Network Architecture - Backpropagation


Network Architecture - Backpropagation

Backpropagation networks are known for their ability to generalize well on a wide variety of problems.  That is why they are used for the vast majority of working neural network applications.  Depending upon the number of patterns, training may be slow but worth it because they are such robust and global algorithms (although if you use Calibration training is usually much shorter).  When using Backpropagation networks, you can increase the precision of the network by creating a separate network for each output if your outputs are not categories.  NeuroShell 2 offers several different variations of backpropagation networks.:


a.  Each layer connected to the immediately previous layer (with either 3, 4, or 5 layers). Generally three layers (input, hidden, and output layer) are sufficient for the vast majority of problems.  Through experience and literature reviews, we have found that the three layer Backpropagation network with standard connections is suitable for almost all problems if you use Calibration.  NeuroShell 2 gives you a choice of 1, 2, or 3 hidden layers so you can find the best architecture for your problem.  No more than 5 have been included since you should never use more than 5 layers because there is no benefit.


b.  Each layer connected to every previous layer (with either 3, 4, or 5 layers).

This network architecture may be useful when you are working with very complex patterns, i.e., when it may be very difficult for a human to define the different patterns that are inherent in the data.  Sometimes this type of architecture will give better results.    The comments on the number of layers in (a) above apply to this type of network.


c.  Recurrent networks with dampened feedback.

Recurrent networks are known for their ability to learn sequences, so they are excellent for time series data, which many users find invaluable in making financial predictions.  They have the slight disadvantage of taking longer to train.  The user has a choice of feeding the input, hidden, or output layer back into the network for inclusion with the next pattern.  We recommend using the architecture where the hidden layer is fed back into the input layer, which means that features detected in all previous patterns are fed into the network with each new pattern.   Feeding the input layer from one pattern into the input layer of the next pattern is similar to but more powerful than giving the network previous values of each of the inputs, such as including yesterday's stock price and the day before yesterday's stock price with today's stock price.  Feeding the output layer into the input layer shows what the outputs of the previous patterns have been.


The architecture that feeds the hidden layer back into the input layer is commonly called a Jordan Elman recurrent network.


You must use rotational pattern selection for both your training set and test set when working with recurrent networks.  When training the network it must have the patterns presented in sequence without gaps in the data.  You must also test the network with the patterns in sequence.


d.  Ward Networks

Hidden layers in a neural network are known as feature detectors.  Ward Systems Group invented three different Backpropagation network architectures with multiple hidden layers for our consulting work.
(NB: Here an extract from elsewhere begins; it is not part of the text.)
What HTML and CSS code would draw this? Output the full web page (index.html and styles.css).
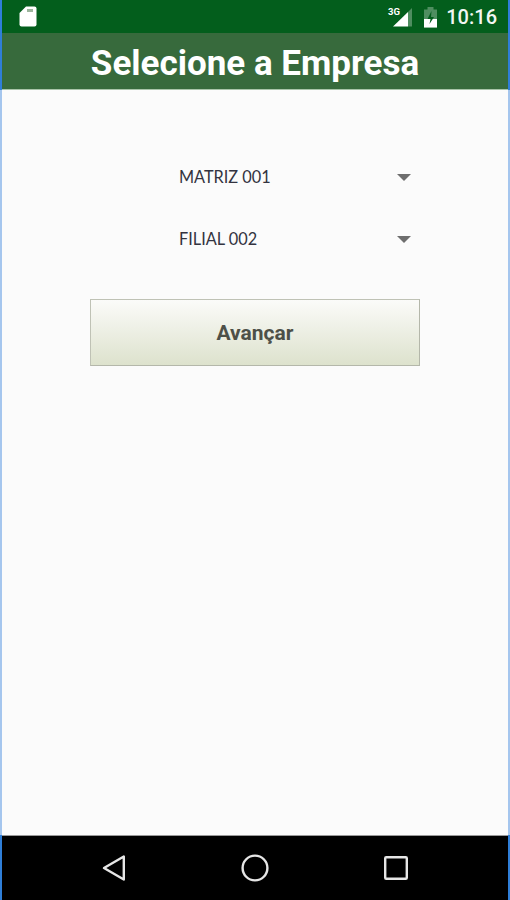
FILE: index.html
```html
<!DOCTYPE html>
<html lang="pt">
<head>
  <meta charset="UTF-8" />
  <meta name="viewport" content="width=device-width, initial-scale=1" />
  <title>Selecione a Empresa</title>
  <link rel="stylesheet" href="styles.css">
</head>
<body>
  <div class="screen">
    <div class="status-bar">
      <svg class="sd-icon" width="18" height="21" viewBox="0 0 18 21">
        <path d="M7 0.5H15.5Q17.5 0.5 17.5 2.5V18.5Q17.5 20.5 15.5 20.5H2.5Q0.5 20.5 0.5 18.5V7Z" fill="#fff"/>
        <rect x="8" y="3" width="6" height="3" fill="#9db59d"/>
      </svg>
      <div class="status-right">
        <svg class="signal-icon" width="27" height="21" viewBox="0 0 27 21">
          <path d="M6 20.5L21 6V20.5Z" fill="#fff"/>
          <path d="M21 6L25 2V20.5H21Z" fill="#fff" opacity="0.3"/>
          <text x="1" y="9" class="signal-text">3G</text>
        </svg>
        <svg class="battery-icon" width="15" height="22" viewBox="0 0 15 22">
          <path d="M1 3.5H4.5V1H10.5V3.5H14V21.5H1Z" fill="#fff" opacity="0.3"/>
          <path d="M1 13H14V21.5H1Z" fill="#fff"/>
          <path d="M8.5 5L4.5 13H7.5L6.5 18L11 11H8Z" fill="#035e1c"/>
        </svg>
        <span class="clock">10:16</span>
      </div>
    </div>

    <div class="title-bar">
      <h1>Selecione a Empresa</h1>
    </div>

    <div class="content">
      <div class="picker">
        <span>MATRIZ 001</span>
        <span class="arrow"></span>
      </div>
      <div class="picker">
        <span>FILIAL 002</span>
        <span class="arrow"></span>
      </div>
      <button class="next-button">Avançar</button>
    </div>

    <div class="nav-bar">
      <svg width="24" height="28" viewBox="0 0 24 28">
        <path d="M21.8 2.5V25.5L2 14Z" fill="none" stroke="#e6e6e6" stroke-width="2.4" stroke-linejoin="round"/>
      </svg>
      <svg width="28" height="28" viewBox="0 0 28 28">
        <circle cx="14" cy="14" r="12.4" fill="none" stroke="#e6e6e6" stroke-width="2.4"/>
      </svg>
      <svg width="24" height="24" viewBox="0 0 24 24">
        <rect x="1.2" y="1.2" width="21.6" height="21.6" rx="1" fill="none" stroke="#e6e6e6" stroke-width="2.4"/>
      </svg>
    </div>
  </div>
</body>
</html>
```

FILE: styles.css
```css
body {
  margin: 0;
  font-family: Roboto, "Liberation Sans", sans-serif;
  background-color: #2f7ed8;
}
.screen {
  display: flex;
  flex-direction: column;
  height: 900px;
  margin: 0 2px;
}
.status-bar {
  display: flex;
  justify-content: space-between;
  align-items: center;
  height: 33px;
  padding: 0 11px 0 17px;
  background-color: #035e1c;
  box-sizing: border-box;
}
.status-right {
  display: flex;
  align-items: center;
}
.signal-icon {
  margin-right: 9px;
}
.signal-text {
  font-family: Roboto, sans-serif;
  font-size: 9.5px;
  font-weight: 700;
  fill: #fff;
}
.battery-icon {
  margin-right: 8px;
}
.clock {
  color: #f2f6f2;
  font-size: 20px;
  font-weight: 500;
}
.title-bar {
  height: 57px;
  background-color: #376a3c;
  border-bottom: 1px solid #a9c4a9;
  box-sizing: border-box;
  text-align: center;
}
h1 {
  margin: 0;
  color: #fff;
  font-size: 35px;
  font-weight: 700;
  line-height: 61px;
}
.content {
  flex: 1;
  display: flex;
  flex-direction: column;
  margin: 0 -2px;
  padding: 56px 88px 0;
  background-color: #fbfbfb;
  border-left: 2px solid #a5c6ee;
  border-right: 2px solid #a5c6ee;
}
.picker {
  display: flex;
  justify-content: space-between;
  align-items: center;
  height: 62px;
  padding: 0 9px 0 89px;
  box-sizing: border-box;
  color: #333340;
  font-family: Lato, "Liberation Sans", sans-serif;
  font-size: 16.3px;
}
.picker span:first-child {
  margin-top: -2px;
}
.arrow {
  width: 0;
  height: 0;
  border-left: 7px solid transparent;
  border-right: 7px solid transparent;
  border-top: 7px solid #6e6e6e;
}
.next-button {
  height: 67px;
  margin-top: 29px;
  border: 1px solid #bfc2b5;
  border-right-color: #b4b7aa;
  border-bottom-color: #b4b7aa;
  background: linear-gradient(to bottom, #fbfbf9, #dde2cd);
  color: #4d5048;
  font-family: Roboto, sans-serif;
  font-size: 21px;
  font-weight: 700;
}
.nav-bar {
  display: flex;
  justify-content: center;
  align-items: center;
  gap: 115px;
  height: 65px;
  padding-right: 1px;
  background-color: #000;
  border-top: 1px solid #999;
  box-sizing: border-box;
}
```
Different activation functions applied to hidden layer slabs detect different features in a pattern processed through a network.  For example, a network design may use a Gaussian function on one hidden slab to detect features in the mid-range of the data and use a Gaussian complement in another hidden slab to detect features from the upper and lower extremes of the data.  Combining the two feature sets in the output layer may lead to a better prediction.  Thus, the output layer will get different "views of the data."


Number of Hidden Neurons

The default number of hidden neurons for a 3 layer network is computed with the following formula:

            # of hidden neurons = 1/2(Inputs + Outputs) + Sqrt(# of Patterns)


For more hidden slabs, divide the number above by the number of hidden slabs.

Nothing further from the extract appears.